> _Prompt_:
Locate each line holding the string "full" and copy it.

> _Task input_:
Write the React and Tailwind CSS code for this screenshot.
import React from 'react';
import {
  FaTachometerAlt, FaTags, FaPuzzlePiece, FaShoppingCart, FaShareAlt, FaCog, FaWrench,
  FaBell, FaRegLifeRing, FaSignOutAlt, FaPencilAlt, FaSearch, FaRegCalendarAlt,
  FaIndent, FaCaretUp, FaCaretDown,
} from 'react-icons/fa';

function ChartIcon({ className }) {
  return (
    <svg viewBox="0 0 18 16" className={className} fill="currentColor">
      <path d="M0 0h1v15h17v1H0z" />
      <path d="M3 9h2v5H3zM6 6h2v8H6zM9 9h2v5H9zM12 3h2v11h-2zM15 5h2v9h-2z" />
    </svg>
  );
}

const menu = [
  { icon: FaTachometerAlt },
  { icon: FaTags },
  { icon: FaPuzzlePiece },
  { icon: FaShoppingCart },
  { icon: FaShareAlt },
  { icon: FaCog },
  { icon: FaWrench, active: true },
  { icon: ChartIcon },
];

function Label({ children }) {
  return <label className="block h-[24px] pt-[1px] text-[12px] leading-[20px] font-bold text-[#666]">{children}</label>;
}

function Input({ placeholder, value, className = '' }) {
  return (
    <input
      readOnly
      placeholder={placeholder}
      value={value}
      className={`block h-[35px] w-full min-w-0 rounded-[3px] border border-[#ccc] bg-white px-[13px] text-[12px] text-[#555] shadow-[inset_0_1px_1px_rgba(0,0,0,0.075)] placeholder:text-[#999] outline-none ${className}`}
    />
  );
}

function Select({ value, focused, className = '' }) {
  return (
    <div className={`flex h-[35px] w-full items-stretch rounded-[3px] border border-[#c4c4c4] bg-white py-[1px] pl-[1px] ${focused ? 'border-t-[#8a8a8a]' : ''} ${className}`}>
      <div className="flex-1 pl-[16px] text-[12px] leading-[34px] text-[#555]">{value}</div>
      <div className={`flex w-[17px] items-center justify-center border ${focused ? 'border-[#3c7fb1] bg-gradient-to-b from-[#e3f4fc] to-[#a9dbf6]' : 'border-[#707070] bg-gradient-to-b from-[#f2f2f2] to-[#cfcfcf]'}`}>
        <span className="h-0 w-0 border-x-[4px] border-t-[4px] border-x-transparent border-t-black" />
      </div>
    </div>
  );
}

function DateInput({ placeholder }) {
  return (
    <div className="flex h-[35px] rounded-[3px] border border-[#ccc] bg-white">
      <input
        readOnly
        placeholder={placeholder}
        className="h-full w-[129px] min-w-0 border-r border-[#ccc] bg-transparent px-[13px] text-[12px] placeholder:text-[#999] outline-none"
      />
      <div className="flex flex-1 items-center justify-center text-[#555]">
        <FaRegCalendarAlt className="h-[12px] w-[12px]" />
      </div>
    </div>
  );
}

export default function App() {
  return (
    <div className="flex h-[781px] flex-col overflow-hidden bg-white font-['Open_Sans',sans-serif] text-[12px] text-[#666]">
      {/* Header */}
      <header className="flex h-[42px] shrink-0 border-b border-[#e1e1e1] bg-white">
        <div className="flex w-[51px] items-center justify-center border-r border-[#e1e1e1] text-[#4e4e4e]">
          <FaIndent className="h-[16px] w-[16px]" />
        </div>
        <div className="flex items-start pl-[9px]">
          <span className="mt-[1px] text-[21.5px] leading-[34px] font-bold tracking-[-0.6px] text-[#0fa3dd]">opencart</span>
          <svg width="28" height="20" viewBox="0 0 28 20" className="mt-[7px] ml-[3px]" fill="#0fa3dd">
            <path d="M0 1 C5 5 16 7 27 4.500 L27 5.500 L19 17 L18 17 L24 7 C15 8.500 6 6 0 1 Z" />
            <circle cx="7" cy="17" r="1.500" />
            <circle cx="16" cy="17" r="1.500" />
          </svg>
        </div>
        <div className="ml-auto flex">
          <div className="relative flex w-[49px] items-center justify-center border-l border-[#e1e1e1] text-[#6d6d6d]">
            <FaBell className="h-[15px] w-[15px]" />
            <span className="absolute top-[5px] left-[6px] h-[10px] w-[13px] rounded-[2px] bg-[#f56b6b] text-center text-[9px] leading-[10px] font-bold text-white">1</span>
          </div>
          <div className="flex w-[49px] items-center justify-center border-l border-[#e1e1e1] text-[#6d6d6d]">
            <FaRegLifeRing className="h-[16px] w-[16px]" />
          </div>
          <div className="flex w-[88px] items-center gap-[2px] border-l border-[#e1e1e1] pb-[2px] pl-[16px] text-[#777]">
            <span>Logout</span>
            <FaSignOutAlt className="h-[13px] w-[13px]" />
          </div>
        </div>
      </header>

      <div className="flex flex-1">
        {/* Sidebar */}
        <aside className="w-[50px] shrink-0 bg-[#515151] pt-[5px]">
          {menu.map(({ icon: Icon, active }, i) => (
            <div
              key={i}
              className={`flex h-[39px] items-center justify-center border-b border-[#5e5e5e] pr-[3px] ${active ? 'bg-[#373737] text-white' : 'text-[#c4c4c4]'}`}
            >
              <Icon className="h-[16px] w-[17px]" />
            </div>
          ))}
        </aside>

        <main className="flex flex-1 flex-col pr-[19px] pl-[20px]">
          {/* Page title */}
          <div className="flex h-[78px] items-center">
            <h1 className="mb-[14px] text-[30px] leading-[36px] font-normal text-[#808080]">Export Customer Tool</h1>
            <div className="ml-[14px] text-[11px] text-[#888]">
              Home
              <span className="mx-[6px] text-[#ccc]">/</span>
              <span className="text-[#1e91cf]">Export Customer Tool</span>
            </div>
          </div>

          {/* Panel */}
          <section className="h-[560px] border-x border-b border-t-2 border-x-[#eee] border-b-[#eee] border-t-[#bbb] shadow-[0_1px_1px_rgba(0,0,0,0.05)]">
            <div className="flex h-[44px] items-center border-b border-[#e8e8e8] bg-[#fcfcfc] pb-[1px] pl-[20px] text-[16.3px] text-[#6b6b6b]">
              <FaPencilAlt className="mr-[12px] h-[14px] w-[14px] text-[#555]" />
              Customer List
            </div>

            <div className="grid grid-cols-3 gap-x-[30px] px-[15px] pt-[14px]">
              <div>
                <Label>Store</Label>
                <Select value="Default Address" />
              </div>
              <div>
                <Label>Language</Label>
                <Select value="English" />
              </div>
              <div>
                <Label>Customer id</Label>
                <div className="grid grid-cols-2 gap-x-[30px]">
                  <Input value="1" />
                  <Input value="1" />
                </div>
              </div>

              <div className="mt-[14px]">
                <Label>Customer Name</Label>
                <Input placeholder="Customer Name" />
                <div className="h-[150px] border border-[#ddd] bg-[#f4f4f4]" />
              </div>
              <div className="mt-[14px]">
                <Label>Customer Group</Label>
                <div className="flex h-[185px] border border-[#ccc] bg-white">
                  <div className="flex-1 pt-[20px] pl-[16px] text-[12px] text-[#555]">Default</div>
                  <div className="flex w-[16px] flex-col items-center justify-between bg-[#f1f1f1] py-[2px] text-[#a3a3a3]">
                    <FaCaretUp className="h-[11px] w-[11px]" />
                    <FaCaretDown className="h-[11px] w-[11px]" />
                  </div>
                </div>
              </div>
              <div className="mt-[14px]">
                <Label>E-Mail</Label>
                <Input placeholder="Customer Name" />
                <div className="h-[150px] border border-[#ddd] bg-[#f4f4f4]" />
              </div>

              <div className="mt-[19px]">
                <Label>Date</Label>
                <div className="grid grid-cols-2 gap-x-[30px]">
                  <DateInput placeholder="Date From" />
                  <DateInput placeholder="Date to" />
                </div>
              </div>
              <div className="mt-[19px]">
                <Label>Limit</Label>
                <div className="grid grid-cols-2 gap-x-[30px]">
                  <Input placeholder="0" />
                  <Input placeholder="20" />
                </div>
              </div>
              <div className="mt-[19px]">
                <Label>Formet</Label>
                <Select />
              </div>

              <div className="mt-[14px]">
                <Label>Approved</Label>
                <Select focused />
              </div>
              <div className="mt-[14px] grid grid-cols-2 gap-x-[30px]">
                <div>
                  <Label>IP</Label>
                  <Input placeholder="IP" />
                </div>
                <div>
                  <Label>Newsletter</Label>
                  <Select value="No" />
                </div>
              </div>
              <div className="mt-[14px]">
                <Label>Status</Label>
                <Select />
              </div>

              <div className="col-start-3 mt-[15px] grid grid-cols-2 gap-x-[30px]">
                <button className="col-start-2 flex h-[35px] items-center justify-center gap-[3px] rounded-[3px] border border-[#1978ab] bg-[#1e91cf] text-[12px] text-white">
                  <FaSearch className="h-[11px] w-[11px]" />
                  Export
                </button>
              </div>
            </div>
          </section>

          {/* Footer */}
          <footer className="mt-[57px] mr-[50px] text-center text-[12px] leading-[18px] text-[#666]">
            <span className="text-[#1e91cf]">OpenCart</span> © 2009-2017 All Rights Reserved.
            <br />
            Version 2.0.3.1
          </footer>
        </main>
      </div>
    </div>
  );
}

--

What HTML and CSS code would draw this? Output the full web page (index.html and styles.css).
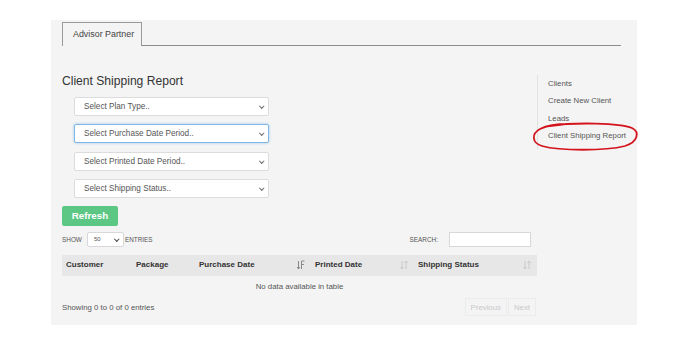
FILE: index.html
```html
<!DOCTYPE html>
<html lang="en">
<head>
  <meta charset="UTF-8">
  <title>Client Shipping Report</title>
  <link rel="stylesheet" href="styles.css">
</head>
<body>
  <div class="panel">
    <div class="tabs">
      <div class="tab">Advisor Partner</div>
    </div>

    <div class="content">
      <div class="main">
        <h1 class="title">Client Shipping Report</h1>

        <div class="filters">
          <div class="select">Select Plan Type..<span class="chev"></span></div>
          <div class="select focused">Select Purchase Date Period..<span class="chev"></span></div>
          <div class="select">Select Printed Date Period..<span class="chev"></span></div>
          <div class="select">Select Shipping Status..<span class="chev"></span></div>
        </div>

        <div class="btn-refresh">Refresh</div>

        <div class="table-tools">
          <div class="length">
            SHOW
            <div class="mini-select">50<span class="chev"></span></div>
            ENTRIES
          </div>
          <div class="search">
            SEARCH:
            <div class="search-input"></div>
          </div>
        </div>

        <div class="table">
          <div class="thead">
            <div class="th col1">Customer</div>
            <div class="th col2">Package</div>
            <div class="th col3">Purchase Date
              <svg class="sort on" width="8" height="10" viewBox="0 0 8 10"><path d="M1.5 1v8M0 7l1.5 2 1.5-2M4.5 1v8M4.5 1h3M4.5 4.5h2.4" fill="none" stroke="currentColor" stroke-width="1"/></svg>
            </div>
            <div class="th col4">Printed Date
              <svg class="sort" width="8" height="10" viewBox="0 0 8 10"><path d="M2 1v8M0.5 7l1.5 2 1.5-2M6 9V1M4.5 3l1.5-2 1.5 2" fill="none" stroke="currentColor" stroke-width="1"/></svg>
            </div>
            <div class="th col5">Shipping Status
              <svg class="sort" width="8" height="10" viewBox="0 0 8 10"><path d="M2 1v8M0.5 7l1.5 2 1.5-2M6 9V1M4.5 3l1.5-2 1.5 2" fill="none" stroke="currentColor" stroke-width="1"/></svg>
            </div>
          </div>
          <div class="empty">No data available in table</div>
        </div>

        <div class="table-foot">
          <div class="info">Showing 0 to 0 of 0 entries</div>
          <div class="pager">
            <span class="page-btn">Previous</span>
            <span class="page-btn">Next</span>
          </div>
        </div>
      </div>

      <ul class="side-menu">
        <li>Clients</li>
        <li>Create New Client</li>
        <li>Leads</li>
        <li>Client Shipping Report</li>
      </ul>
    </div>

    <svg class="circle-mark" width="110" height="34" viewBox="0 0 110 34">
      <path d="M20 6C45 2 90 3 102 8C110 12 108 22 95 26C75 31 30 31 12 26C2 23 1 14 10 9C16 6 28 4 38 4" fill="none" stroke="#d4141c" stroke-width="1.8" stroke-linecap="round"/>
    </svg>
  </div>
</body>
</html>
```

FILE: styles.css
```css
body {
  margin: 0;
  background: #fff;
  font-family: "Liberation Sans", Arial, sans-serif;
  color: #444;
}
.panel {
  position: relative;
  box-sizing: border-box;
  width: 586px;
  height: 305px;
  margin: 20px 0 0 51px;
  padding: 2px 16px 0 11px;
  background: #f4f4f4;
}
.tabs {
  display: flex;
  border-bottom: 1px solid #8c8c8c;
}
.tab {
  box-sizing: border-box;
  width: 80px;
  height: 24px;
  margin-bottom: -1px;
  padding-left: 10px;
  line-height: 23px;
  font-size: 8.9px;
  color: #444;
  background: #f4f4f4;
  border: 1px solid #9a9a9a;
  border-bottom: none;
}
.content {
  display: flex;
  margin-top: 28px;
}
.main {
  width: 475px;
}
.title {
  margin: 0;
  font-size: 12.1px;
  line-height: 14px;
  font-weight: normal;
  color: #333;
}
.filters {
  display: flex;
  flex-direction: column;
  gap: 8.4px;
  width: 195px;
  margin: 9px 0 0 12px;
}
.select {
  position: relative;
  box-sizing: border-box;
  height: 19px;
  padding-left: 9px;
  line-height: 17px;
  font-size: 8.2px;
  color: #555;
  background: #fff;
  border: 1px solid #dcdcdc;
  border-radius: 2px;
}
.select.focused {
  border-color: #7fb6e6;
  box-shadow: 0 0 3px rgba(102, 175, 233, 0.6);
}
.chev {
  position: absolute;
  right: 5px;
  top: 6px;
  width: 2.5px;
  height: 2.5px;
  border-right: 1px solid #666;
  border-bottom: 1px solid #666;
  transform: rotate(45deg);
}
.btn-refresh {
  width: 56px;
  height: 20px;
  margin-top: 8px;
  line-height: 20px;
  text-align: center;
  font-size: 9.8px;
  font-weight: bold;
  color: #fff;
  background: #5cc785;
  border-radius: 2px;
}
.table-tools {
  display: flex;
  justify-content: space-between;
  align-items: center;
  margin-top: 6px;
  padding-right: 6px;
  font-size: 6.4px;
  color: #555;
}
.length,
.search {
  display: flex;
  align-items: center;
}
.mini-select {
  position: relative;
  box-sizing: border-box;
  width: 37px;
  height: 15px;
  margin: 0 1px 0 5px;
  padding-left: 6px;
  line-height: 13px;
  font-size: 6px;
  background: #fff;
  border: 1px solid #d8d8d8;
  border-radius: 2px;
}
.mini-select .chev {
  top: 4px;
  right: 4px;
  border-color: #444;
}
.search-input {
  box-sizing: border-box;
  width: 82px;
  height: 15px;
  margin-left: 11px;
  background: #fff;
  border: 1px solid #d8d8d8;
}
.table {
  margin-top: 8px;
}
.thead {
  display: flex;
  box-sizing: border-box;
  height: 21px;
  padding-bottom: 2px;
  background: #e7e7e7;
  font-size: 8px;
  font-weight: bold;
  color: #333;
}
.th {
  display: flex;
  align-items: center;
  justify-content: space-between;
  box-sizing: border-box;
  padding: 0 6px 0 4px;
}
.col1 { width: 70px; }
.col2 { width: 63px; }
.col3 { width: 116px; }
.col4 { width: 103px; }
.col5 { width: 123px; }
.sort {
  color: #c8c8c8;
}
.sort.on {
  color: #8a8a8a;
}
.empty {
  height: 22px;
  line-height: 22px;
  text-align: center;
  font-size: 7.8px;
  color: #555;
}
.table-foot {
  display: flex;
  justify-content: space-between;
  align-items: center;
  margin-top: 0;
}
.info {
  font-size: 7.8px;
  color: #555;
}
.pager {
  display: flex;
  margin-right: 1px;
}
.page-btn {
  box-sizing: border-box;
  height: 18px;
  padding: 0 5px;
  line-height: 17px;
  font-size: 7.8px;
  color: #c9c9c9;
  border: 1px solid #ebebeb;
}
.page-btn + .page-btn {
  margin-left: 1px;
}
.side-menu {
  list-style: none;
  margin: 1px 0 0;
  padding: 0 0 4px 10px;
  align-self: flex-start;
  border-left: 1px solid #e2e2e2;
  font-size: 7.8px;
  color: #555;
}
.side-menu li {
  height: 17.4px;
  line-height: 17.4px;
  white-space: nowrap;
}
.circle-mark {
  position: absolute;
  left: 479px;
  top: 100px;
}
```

> _Reply to the task_:
      className={`block h-[35px] w-full min-w-0 rounded-[3px] border border-[#ccc] bg-white px-[13px] text-[12px] text-[#555] shadow-[inset_0_1px_1px_rgba(0,0,0,0.075)] placeholder:text-[#999] outline-none ${className}`}
    <div className={`flex h-[35px] w-full items-stretch rounded-[3px] border border-[#c4c4c4] bg-white py-[1px] pl-[1px] ${focused ? 'border-t-[#8a8a8a]' : ''} ${className}`}>
        className="h-full w-[129px] min-w-0 border-r border-[#ccc] bg-transparent px-[13px] text-[12px] placeholder:text-[#999] outline-none"
What HTML and CSS code would draw this? Output the full web page (index.html and styles.css).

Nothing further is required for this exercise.